PROVIDED DATA:
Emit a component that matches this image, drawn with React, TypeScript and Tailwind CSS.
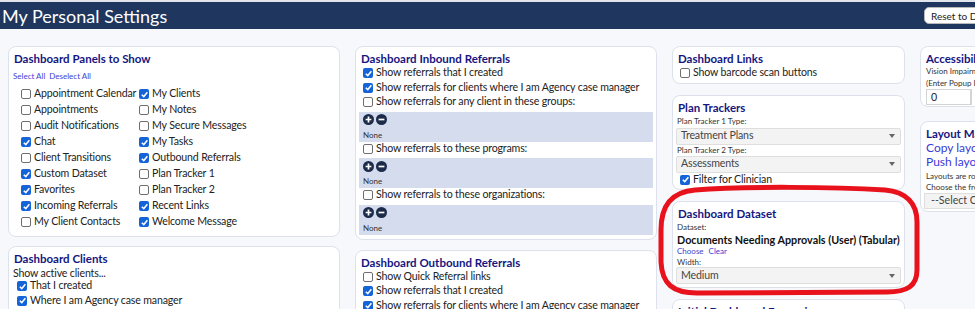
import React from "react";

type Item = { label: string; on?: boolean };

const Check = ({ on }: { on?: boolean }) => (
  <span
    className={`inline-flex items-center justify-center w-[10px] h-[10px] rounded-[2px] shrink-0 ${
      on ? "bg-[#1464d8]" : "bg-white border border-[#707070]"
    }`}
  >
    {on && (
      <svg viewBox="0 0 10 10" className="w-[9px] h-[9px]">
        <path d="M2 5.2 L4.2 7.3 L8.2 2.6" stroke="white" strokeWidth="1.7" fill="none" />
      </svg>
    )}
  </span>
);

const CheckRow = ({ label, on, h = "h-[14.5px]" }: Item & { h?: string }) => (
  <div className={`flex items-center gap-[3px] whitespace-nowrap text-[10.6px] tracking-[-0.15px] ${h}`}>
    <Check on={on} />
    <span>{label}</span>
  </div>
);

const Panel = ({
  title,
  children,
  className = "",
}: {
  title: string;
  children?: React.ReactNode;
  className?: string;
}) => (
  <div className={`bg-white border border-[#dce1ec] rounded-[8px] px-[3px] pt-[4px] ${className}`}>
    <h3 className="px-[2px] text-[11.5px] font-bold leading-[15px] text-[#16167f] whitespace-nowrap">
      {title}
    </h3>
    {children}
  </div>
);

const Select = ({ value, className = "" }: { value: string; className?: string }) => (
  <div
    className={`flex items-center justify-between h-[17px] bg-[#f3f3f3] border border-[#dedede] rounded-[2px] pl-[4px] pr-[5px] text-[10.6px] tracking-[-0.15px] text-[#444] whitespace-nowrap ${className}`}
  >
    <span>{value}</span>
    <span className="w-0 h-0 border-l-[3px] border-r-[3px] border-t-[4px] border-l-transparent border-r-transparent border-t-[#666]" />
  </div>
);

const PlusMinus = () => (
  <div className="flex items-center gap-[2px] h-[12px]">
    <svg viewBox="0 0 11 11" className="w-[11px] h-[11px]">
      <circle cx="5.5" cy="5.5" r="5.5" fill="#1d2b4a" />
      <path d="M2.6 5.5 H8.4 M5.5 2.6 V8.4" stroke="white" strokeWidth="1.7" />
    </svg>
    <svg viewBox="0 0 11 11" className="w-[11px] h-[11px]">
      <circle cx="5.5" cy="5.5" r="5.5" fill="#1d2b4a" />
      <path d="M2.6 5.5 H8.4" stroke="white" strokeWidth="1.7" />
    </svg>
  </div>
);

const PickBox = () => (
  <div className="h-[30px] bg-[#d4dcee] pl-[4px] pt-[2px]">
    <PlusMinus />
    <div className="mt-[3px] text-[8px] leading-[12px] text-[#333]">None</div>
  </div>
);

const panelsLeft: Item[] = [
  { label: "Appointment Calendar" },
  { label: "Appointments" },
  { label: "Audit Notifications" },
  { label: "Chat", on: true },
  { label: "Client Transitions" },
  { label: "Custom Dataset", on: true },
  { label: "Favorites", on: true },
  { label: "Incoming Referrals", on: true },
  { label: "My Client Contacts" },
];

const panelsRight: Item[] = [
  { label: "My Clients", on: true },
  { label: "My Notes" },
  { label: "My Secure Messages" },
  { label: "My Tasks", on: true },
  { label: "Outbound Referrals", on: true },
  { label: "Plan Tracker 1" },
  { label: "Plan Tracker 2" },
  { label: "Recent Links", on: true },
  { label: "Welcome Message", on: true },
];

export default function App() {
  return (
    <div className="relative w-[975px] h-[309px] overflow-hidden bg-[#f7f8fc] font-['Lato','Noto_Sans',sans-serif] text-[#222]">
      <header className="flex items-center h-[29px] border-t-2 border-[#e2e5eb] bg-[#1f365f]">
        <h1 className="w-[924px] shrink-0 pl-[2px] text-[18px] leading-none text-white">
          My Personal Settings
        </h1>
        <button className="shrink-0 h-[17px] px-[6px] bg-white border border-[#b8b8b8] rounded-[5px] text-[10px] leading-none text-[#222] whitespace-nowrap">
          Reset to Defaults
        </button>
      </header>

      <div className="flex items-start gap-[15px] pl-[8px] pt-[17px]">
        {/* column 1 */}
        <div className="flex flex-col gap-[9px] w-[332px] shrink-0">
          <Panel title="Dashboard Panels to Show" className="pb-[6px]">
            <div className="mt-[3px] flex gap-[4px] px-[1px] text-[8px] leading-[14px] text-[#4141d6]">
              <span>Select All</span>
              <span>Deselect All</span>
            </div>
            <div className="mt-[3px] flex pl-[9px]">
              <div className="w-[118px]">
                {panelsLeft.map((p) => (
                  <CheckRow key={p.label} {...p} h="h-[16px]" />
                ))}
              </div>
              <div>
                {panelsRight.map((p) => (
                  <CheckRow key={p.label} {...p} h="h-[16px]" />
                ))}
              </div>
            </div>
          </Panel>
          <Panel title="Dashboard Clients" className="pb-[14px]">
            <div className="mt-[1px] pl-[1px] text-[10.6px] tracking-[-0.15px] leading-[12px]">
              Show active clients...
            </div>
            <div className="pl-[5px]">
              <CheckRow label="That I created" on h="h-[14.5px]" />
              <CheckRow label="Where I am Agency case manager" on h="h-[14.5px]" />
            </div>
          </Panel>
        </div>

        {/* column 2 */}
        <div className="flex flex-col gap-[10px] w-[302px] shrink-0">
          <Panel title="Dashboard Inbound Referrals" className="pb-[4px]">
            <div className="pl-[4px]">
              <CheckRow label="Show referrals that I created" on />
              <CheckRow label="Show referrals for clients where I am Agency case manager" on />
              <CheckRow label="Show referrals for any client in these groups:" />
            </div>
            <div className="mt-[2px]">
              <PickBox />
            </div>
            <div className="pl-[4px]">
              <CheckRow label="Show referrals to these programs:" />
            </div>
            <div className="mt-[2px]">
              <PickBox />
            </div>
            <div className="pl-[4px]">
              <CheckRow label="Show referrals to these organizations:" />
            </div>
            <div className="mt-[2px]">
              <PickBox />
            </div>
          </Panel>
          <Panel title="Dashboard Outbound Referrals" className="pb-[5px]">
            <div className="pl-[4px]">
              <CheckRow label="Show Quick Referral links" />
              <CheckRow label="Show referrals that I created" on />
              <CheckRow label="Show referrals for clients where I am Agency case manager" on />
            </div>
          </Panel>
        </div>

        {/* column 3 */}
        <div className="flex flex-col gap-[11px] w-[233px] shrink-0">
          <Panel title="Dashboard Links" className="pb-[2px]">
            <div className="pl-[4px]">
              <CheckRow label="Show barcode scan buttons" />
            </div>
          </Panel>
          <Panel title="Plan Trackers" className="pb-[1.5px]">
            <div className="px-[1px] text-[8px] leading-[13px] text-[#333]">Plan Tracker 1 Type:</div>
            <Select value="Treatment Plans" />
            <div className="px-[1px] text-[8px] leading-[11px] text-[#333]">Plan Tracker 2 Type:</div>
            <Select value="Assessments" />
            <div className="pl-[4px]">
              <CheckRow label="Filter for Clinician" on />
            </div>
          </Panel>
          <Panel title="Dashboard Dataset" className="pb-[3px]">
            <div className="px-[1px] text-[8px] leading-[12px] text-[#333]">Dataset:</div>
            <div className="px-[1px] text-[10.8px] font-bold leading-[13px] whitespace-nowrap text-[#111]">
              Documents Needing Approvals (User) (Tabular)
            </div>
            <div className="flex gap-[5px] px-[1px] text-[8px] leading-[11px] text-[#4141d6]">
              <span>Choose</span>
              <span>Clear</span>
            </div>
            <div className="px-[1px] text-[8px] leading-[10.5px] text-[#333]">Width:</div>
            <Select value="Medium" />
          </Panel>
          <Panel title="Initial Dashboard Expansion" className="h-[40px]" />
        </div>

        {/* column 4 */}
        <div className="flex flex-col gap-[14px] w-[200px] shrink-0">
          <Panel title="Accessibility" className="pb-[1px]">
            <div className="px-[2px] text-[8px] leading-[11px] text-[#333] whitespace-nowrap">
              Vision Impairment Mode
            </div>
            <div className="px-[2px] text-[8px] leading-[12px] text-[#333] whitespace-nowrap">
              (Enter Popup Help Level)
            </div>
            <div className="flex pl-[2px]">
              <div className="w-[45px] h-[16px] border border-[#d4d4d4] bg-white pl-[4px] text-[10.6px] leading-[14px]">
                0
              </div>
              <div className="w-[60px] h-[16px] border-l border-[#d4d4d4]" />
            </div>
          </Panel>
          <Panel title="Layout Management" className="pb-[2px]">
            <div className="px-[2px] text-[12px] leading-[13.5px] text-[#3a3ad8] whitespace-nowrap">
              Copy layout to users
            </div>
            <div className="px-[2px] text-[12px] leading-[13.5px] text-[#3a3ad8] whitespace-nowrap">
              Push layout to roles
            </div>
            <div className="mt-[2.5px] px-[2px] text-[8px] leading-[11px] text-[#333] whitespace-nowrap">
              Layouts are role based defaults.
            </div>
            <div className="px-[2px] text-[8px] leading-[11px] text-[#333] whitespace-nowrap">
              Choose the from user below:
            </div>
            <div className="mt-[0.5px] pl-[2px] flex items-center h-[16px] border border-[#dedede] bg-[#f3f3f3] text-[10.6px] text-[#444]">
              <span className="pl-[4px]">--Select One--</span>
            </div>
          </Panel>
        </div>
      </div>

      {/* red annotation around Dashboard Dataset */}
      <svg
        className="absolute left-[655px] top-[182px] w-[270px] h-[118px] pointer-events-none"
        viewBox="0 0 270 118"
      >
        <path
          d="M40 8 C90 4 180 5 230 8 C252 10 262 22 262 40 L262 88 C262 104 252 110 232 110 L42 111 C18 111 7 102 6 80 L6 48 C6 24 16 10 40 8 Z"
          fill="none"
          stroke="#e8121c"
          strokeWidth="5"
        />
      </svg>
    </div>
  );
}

GIVEN INSTRUCTION: Copy exactly the lines running from the beginning of the listing through the line that has "string; on?: boolean". Drop the pictures.

CORRECT RESULT:
Emit a component that matches this image, drawn with React, TypeScript and Tailwind CSS.
import React from "react";

type Item = { label: string; on?: boolean };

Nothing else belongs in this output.